When We Listen To How Much of What, and Why


"...but would you rather listen to Bach or Vivaldi after a long day at work?"

Um...is this a trick question?

My name is Stefan and I have a problem. I listen the most to the music that is most important to me. Parties are not welcome respites from talking about music, but in fact welcome opportunities to talk about the music I really want to talk about. I've been known to "chill" at the end of a long day with my friends Shostakovich and Lutoslawski. Like everyone else, when I have leisure time, I do what I want; unlike everyone else, what I want to do most of the time is hear/read/write/contemplate that which gives my life purpose.

I'm struck by some recent comments and events here at school implying that there's something wrong or unusual about this. It's not the first time, but it still gets under my skin. If you almost never listen to a style of music, it is not "important" to you, no matter what you say. If certain "heavy" composers are set aside only for special occasions and rare states of consciousness, those are not your favorite composers, no matter what you say. The music that is important to you is your daily nourishment, not a delicacy to be ascetically reserved for special occasions. The things in life that are important to you are the things you confide in your friends, not those which you hide from them for fear of coming off a square. (Or are they your friends after all?)

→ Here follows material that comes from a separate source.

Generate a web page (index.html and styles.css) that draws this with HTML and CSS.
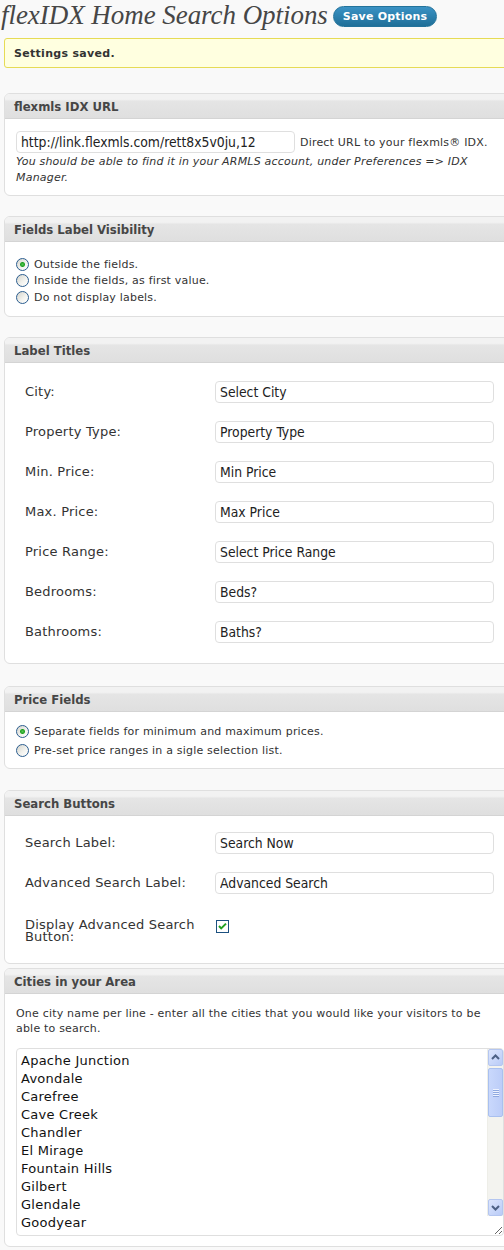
FILE: index.html
```html
<!DOCTYPE html>
<html lang="en">
<head>
<meta charset="utf-8">
<title>flexIDX Home Search Options</title>
<link rel="stylesheet" href="styles.css">
</head>
<body>
<div class="wrap">
  <div class="title-row">
    <h2 class="page-title">flexIDX Home Search Options</h2>
    <button class="button-primary" type="button">Save Options</button>
  </div>

  <div class="notice"><p>Settings saved.</p></div>

  <div class="panel">
    <h3 class="panel-head">flexmls IDX URL</h3>
    <div class="panel-body url-body">
      <div class="url-line">
        <input class="text url-input" type="text" value="http://link.flexmls.com/rett8x5v0ju,12">
        <span class="hint">Direct URL to your flexmls® IDX.</span>
      </div>
      <p class="desc">You should be able to find it in your ARMLS account, under Preferences =&gt; IDX Manager.</p>
    </div>
  </div>

  <div class="panel">
    <h3 class="panel-head">Fields Label Visibility</h3>
    <div class="panel-body radio-body">
      <label class="radio-row"><input type="radio" name="vis" checked> Outside the fields.</label>
      <label class="radio-row"><input type="radio" name="vis"> Inside the fields, as first value.</label>
      <label class="radio-row"><input type="radio" name="vis"> Do not display labels.</label>
    </div>
  </div>

  <div class="panel">
    <h3 class="panel-head">Label Titles</h3>
    <div class="panel-body fields-body">
      <div class="field-row"><span class="field-label">City:</span><input class="text field-input" type="text" value="Select City"></div>
      <div class="field-row"><span class="field-label">Property Type:</span><input class="text field-input" type="text" value="Property Type"></div>
      <div class="field-row"><span class="field-label">Min. Price:</span><input class="text field-input" type="text" value="Min Price"></div>
      <div class="field-row"><span class="field-label">Max. Price:</span><input class="text field-input" type="text" value="Max Price"></div>
      <div class="field-row"><span class="field-label">Price Range:</span><input class="text field-input" type="text" value="Select Price Range"></div>
      <div class="field-row"><span class="field-label">Bedrooms:</span><input class="text field-input" type="text" value="Beds?"></div>
      <div class="field-row"><span class="field-label">Bathrooms:</span><input class="text field-input" type="text" value="Baths?"></div>
    </div>
  </div>

  <div class="panel panel-price">
    <h3 class="panel-head">Price Fields</h3>
    <div class="panel-body radio-body price-body">
      <label class="radio-row"><input type="radio" name="price" checked> Separate fields for minimum and maximum prices.</label>
      <label class="radio-row"><input type="radio" name="price"> Pre-set price ranges in a sigle selection list.</label>
    </div>
  </div>

  <div class="panel panel-tight">
    <h3 class="panel-head">Search Buttons</h3>
    <div class="panel-body fields-body buttons-body">
      <div class="field-row"><span class="field-label">Search Label:</span><input class="text field-input" type="text" value="Search Now"></div>
      <div class="field-row"><span class="field-label">Advanced Search Label:</span><input class="text field-input" type="text" value="Advanced Search"></div>
      <div class="field-row field-row-top">
        <span class="field-label two-line">Display Advanced Search Button:</span>
        <span class="check" role="checkbox" aria-checked="true">
          <svg width="11" height="11" viewBox="0 0 11 11"><polyline points="2,5 4.2,7.4 9,2.6" fill="none" stroke="#21a121" stroke-width="2"/></svg>
        </span>
      </div>
    </div>
  </div>

  <div class="panel">
    <h3 class="panel-head">Cities in your Area</h3>
    <div class="panel-body cities-body">
      <p class="cities-desc">One city name per line - enter all the cities that you would like your visitors to be able to search.</p>
      <div class="ta-wrap">
        <textarea class="cities" rows="10">Apache Junction
Avondale
Carefree
Cave Creek
Chandler
El Mirage
Fountain Hills
Gilbert
Glendale
Goodyear
Laveen
Litchfield Park
Mesa
Paradise Valley
Peoria
Phoenix
Queen Creek
Scottsdale
Sun City
Sun City West
Sun Lakes
Surprise
Tempe
Tolleson
Wickenburg
Youngtown
Buckeye
Maricopa
Anthem
Gold Canyon</textarea>
        <div class="sb" aria-hidden="true">
          <div class="sb-btn">
            <svg width="13" height="15" viewBox="0 0 13 15"><polyline points="3,9 6.5,5.5 10,9" fill="none" stroke="#4d6185" stroke-width="2"/></svg>
          </div>
          <div class="sb-thumb">
            <span class="grip"></span><span class="grip"></span><span class="grip"></span><span class="grip"></span>
          </div>
          <div class="sb-track"></div>
          <div class="sb-btn">
            <svg width="13" height="15" viewBox="0 0 13 15"><polyline points="3,6 6.5,9.5 10,6" fill="none" stroke="#4d6185" stroke-width="2"/></svg>
          </div>
        </div>
      </div>
    </div>
  </div>
</div>
</body>
</html>
```

FILE: styles.css
```css
html, body {
  margin: 0;
  padding: 0;
  background: #f9f9f9;
}
body {
  font-family: "DejaVu Sans", Verdana, sans-serif;
  font-size: 11px;
  letter-spacing: 0.2px;
  color: #333;
  overflow-x: hidden;
}
.wrap {
  width: 540px;
}
.title-row {
  display: flex;
  align-items: center;
  height: 34px;
}
.page-title {
  margin: -4px 0 0;
  font-family: "Liberation Serif", Georgia, serif;
  font-style: italic;
  font-weight: normal;
  font-size: 27px;
  letter-spacing: -0.05px;
  color: #464646;
  line-height: 30px;
  padding-left: 1px;
}
.button-primary {
  margin-left: 5px;
  margin-top: -1px;
  height: 21px;
  padding: 0 9px;
  border: 1px solid #23739b;
  border-radius: 11px;
  background: linear-gradient(#3a92c4, #1f6f98);
  color: #fff;
  font-family: "DejaVu Sans", Verdana, sans-serif;
  font-weight: bold;
  font-size: 11px;
  letter-spacing: 0.2px;
  line-height: 19px;
}
.notice {
  margin: 4px 0 0 4px;
  border: 1px solid #e6db55;
  border-radius: 3px;
  background: #ffffe0;
  height: 28px;
  display: flex;
  align-items: center;
}
.notice p {
  margin: 0;
  padding-left: 9px;
  font-weight: bold;
  font-size: 11px;
  letter-spacing: 0.3px;
  color: #333;
}
.panel {
  margin: 25px 0 0 4px;
  border: 1px solid #dfdfdf;
  border-radius: 6px 0 0 6px;
  background: #fff;
  overflow: hidden;
}
.panel + .panel {
  margin-top: 20px;
}
.panel + .panel-price {
  margin-top: 22px;
}
.panel-price + .panel {
  margin-top: 21px;
}
.panel-tight + .panel {
  margin-top: 4px;
}
.panel-head {
  margin: 0;
  height: 24px;
  line-height: 27px;
  padding-left: 9px;
  font-size: 11.7px;
  letter-spacing: 0;
  font-weight: bold;
  color: #464646;
  background: linear-gradient(#f2f2f2 0, #f2f2f2 22%, #e5e5e5 30%, #dfdfdf 100%);
  border-bottom: 1px solid #d4d4d4;
}
.panel-body {
  padding: 0 0 0 11px;
}
.text {
  box-sizing: border-box;
  height: 22px;
  border: 1px solid #dfdfdf;
  border-radius: 4px;
  background: #fff;
  padding: 0 4px;
  margin: 0;
  font-family: "DejaVu Sans Condensed", "DejaVu Sans", sans-serif;
  font-stretch: condensed;
  font-size: 13.8px;
  letter-spacing: 0;
  color: #222;
}
.url-body {
  padding-top: 12px;
  padding-bottom: 9px;
}
.url-line {
  display: flex;
  align-items: center;
  gap: 5px;
}
.url-input {
  width: 279px;
}
.desc {
  margin: 1px 0 0;
  font-style: italic;
  line-height: 16px;
  width: 480px;
}
.radio-body {
  padding-top: 14px;
  padding-bottom: 10px;
}
.price-body {
  padding-top: 10px;
  padding-bottom: 8px;
}
.radio-row {
  display: flex;
  align-items: center;
  height: 16.5px;
}
.price-body .radio-row {
  height: 19px;
}
.radio-row input {
  appearance: none;
  -webkit-appearance: none;
  box-sizing: border-box;
  width: 13px;
  height: 13px;
  margin: 0 5px 0 0;
  border: 1px solid #2b5d8f;
  border-radius: 50%;
  background: linear-gradient(135deg, #d4d4cc 0%, #f4f4f0 60%, #ffffff 100%);
}
.radio-row input:checked {
  background:
    radial-gradient(circle at 50% 50%, #55c755 0, #21a121 2px, rgba(33,161,33,0) 3px),
    linear-gradient(135deg, #d4d4cc 0%, #f4f4f0 60%, #ffffff 100%);
}
.fields-body {
  padding: 9px 0 11px 0;
}
.buttons-body {
  padding-top: 7px;
  padding-bottom: 11px;
}
.field-row {
  display: flex;
  align-items: center;
  padding: 9px 0 9px 20px;
}
.field-row-top {
  align-items: flex-start;
  padding-top: 16px;
}
.field-label {
  width: 190px;
  flex: none;
  font-size: 13px;
  letter-spacing: 0.2px;
}
.two-line {
  line-height: 12px;
  width: 180px;
  margin-right: 10px;
}
.field-input {
  width: 279px;
}
.check {
  box-sizing: border-box;
  display: flex;
  align-items: center;
  justify-content: center;
  width: 13px;
  height: 13px;
  margin: 1px 0 0 1px;
  border: 1px solid #1c5180;
  background: #fff;
}
.cities-body {
  padding: 12px 0 10px 11px;
}
.cities-desc {
  margin: 0 0 12px;
  line-height: 15px;
  width: 480px;
}
.ta-wrap {
  position: relative;
  width: 488px;
}
.cities {
  display: block;
  box-sizing: border-box;
  width: 488px;
  height: 188px;
  margin: 0;
  padding: 3px 20px 0 4px;
  border: 1px solid #dfdfdf;
  border-radius: 4px;
  overflow: hidden;
  font-family: "DejaVu Sans", sans-serif;
  font-size: 13px;
  letter-spacing: 0.25px;
  line-height: 18px;
  color: #111;
  resize: both;
}
.sb {
  position: absolute;
  top: 1px;
  right: 1px;
  width: 15px;
  height: 167px;
  display: flex;
  flex-direction: column;
  background: #f3f3ef;
  border-left: 1px solid #eeeee8;
}
.sb-btn {
  box-sizing: border-box;
  height: 17px;
  display: flex;
  align-items: center;
  justify-content: center;
  border: 1px solid #b4c6f0;
  border-radius: 2px;
  background: linear-gradient(135deg, #dde6fd, #b9cbf7);
}
.sb-thumb {
  box-sizing: border-box;
  height: 49px;
  margin-top: 2px;
  display: flex;
  flex-direction: column;
  align-items: center;
  justify-content: center;
  gap: 1px;
  border: 1px solid #a9c0ef;
  border-radius: 2px;
  background: linear-gradient(90deg, #c9d8fc, #bccdf8);
}
.grip {
  display: block;
  width: 6px;
  height: 1px;
  background: #eef3ff;
  box-shadow: 0 1px 0 #8fa9e0;
}
.sb-track {
  flex: 1;
}
```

Everyone needs a break. Even I retreat to the basketball court or the Scrabble board from time to time. Maybe it'd be nice if the rest of y'all that I have to live and work with didn't look quite so eager to get away? Maybe just humor that guy at the party who won't leave music behind when he leaves campus? Be yourself, of course, but dare I say maybe don't be quite so openly proud for not being like that guy if you really think this is what you want to do with your life?

How peculiar this all looks to someone of my sensibilities, accustomed as I am to being bludgeoned over the head with the insistence that art and life must be joined at the hip; that Art without Culture is just gymnastics; that "making pretty things" for their own sake is merely an adolescent phase; that the most important thing about art is its social message; that beauty and craft are merely Trojan Horses, used by elitist ideologues to seduce, hypnotize and disenfranchise the common folk; that silly white musicians err in treating their sound as an external "artifact" where they might more properly seek a "voice"; that music "matters" because it makes kids smart; in other words, that autonomous art is degenerate art, specifically because "autonomy" means severing the work from all of the things which make it "relevant" (if not always "beautiful," which is of course is strictly optional).

Having thus shoehorned Art into Life, Life does the Dosey Do! What a drag! Of course you don't talk about anti-aesthetic art any more than you have to! Of course you need a break from it twice a day! Of course you put on something else when your friends are over! You made it to be life, but not your life! You made it to teach society a lesson you were born knowing! Let them sort out your dogpile while you enjoy your teeny-bop techno music and totally epic wall hangings! Real life is, like, totally important to who you are as an artist, but it's not like anyone is going to live it all the time!

One of my favorite ambiguous statements is one I first heard uttered earnestly: "The only reason to do music for a living is that you can't do anything else." I ask any musician reading this to stop for a moment and consider which, if either, sense of this statement applies to you.